Service + city (ATRP)
Average Total Rank Position is the average position in the target area. This is seen if only adding images targeting those two areas affects the rest of the service area.
The end result: There was no impact. When EXIF data was added for the full-service areas, the average rank of those areas decreased further.
Service + near me (ATRP)
The “near me” queries for ATRP yielded the same result as above.
No impact, yet rankings plummeted further with geotagging.
Service + city (SoLV)
Share of Local Voice is another metric Local Falcon tracks. It shows how often a location shows in the top 3 positions of the map pack for the target queries.
The results started to deviate from Center of Address and ATRP reports. However, not by much.

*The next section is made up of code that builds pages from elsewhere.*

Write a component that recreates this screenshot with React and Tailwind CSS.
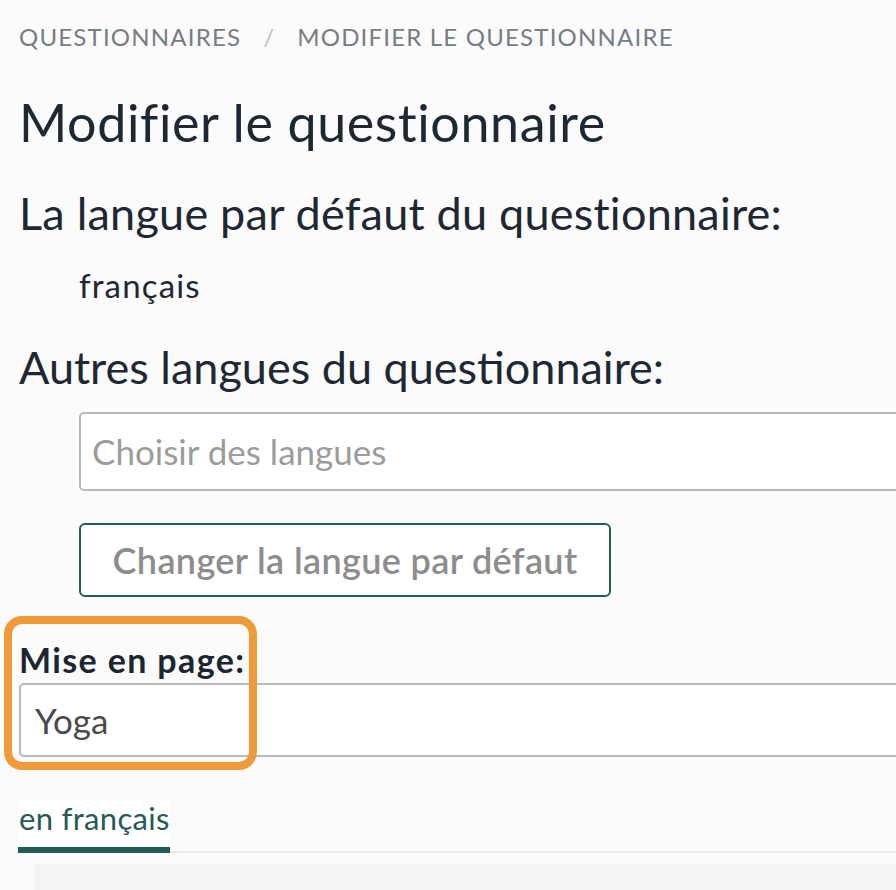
const App = () => {
    return (
        <div className="w-[896px] h-[890px] overflow-hidden bg-[#fbfbfb] font-['Lato','Noto_Sans',sans-serif] text-[#1d2833]">
            <div className="pl-[19px] pt-[22px]">
                {/* Breadcrumb */}
                <nav className="flex items-center text-[24px] leading-[30px] uppercase tracking-[0.05em] text-[#767d83]">
                    <span>Questionnaires</span>
                    <span className="mx-[22px] text-[#bcc0c4]">/</span>
                    <span>Modifier le questionnaire</span>
                </nav>

                <h1 className="mt-[40px] text-[52px] leading-[60px] font-normal tracking-[0.012em]">
                    Modifier le questionnaire
                </h1>

                <h2 className="mt-[35px] text-[45px] leading-[52px] font-normal tracking-[0.005em]">
                    La langue par défaut du questionnaire:
                </h2>
                <p className="mt-[26px] ml-[60px] text-[33px] leading-[40px] tracking-[0.035em]">
                    français
                </p>

                <h2 className="mt-[36px] text-[45px] leading-[52px] font-normal">
                    Autres langues du questionnaire:
                </h2>

                <div className="ml-[60px] mt-[19px] w-[900px] h-[79px] border-2 border-[#b5babe] rounded-[5px] bg-white flex items-center px-[11px]">
                    <span className="text-[35px] text-[#9c9c9c]">Choisir des langues</span>
                </div>

                <button className="ml-[60px] mt-[32px] w-[532px] h-[74px] border-2 border-[#245b55] rounded-[6px] bg-white text-[36px] font-semibold tracking-[0.01em] text-[#8d8d8d]">
                    Changer la langue par défaut
                </button>

                {/* Layout select, highlighted */}
                <div className="relative mt-[43px]">
                    <div className="absolute left-[-15px] top-[-24px] w-[253px] h-[154px] border-[8px] border-[#f09a38] rounded-[18px] pointer-events-none z-10"></div>
                    <label className="block text-[34px] leading-[40px] font-bold tracking-[0.04em] text-[#1b2631] whitespace-nowrap">
                        Mise en page:
                    </label>
                    <div className="mt-[3px] w-[900px] h-[74px] border-2 border-[#b5babe] rounded-[5px] bg-white flex items-center px-[14px]">
                        <span className="text-[35px] text-[#4a4a4a]">Yoga</span>
                    </div>
                </div>

                {/* Tabs */}
                <div className="mt-[43px] w-[900px] border-b-2 border-[#e8e8e8] flex">
                    <div className="bg-white border-b-[6px] border-[#245b55] mb-[-2px] pb-[11px] w-[152px] ml-[-1px] pl-[1px]">
                        <span className="block whitespace-nowrap text-[31px] leading-[36px] tracking-[0.01em] text-[#245b55]">en français</span>
                    </div>
                </div>
                <div className="ml-[15px] mt-[11px] h-[40px] bg-[#f3f4f6]"></div>
            </div>
        </div>
    );
};

export default App;
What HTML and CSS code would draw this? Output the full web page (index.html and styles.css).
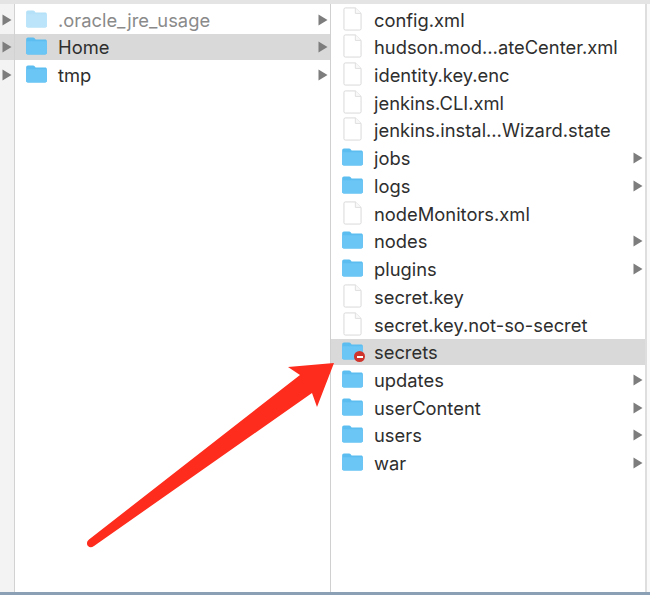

The final result was that geotagged images had no impact. However, this time, the ranking didn’t continue to plummet during the test period.
Service + near me (SoLV)
We had the same results with “near me” queries on both images as we did with the [service] + [city] queries.
Geotagged images had no impact here.
Final thoughts
Out of the seven metrics we looked at:
- Only one saw an improvement.
- Six had no impact.
- Of those six, four of them saw a decrease in rank when images were geotagged
The last five metrics focused on the service area as a whole, not the specific areas where the EXIF data was pointing.
I can draw one main conclusion from this:
Although it helps the “near me” queries in those targeted areas, it hurts everywhere you don’t add geotagged images.
The solution?
Upload tons of images to every town in the area to combat that. But you’re going to run into two problems if you do this:
- Your GBP will be spammed with low-quality images for the sake of adding images. Wouldn’t it be better to just make sure the GBP is using good photos? Adding images for the sake of rank diminishes the user-facing quality.
- You’re still losing rank for queries that use the target city in the keyword. It’s a trade-off that only looks at one version of a search term. The other version appears to have negative consequences.
For these reasons, our agency won’t geotag our clients’ GBP images. Instead, we’ll focus on things that have a greater impact on local rank.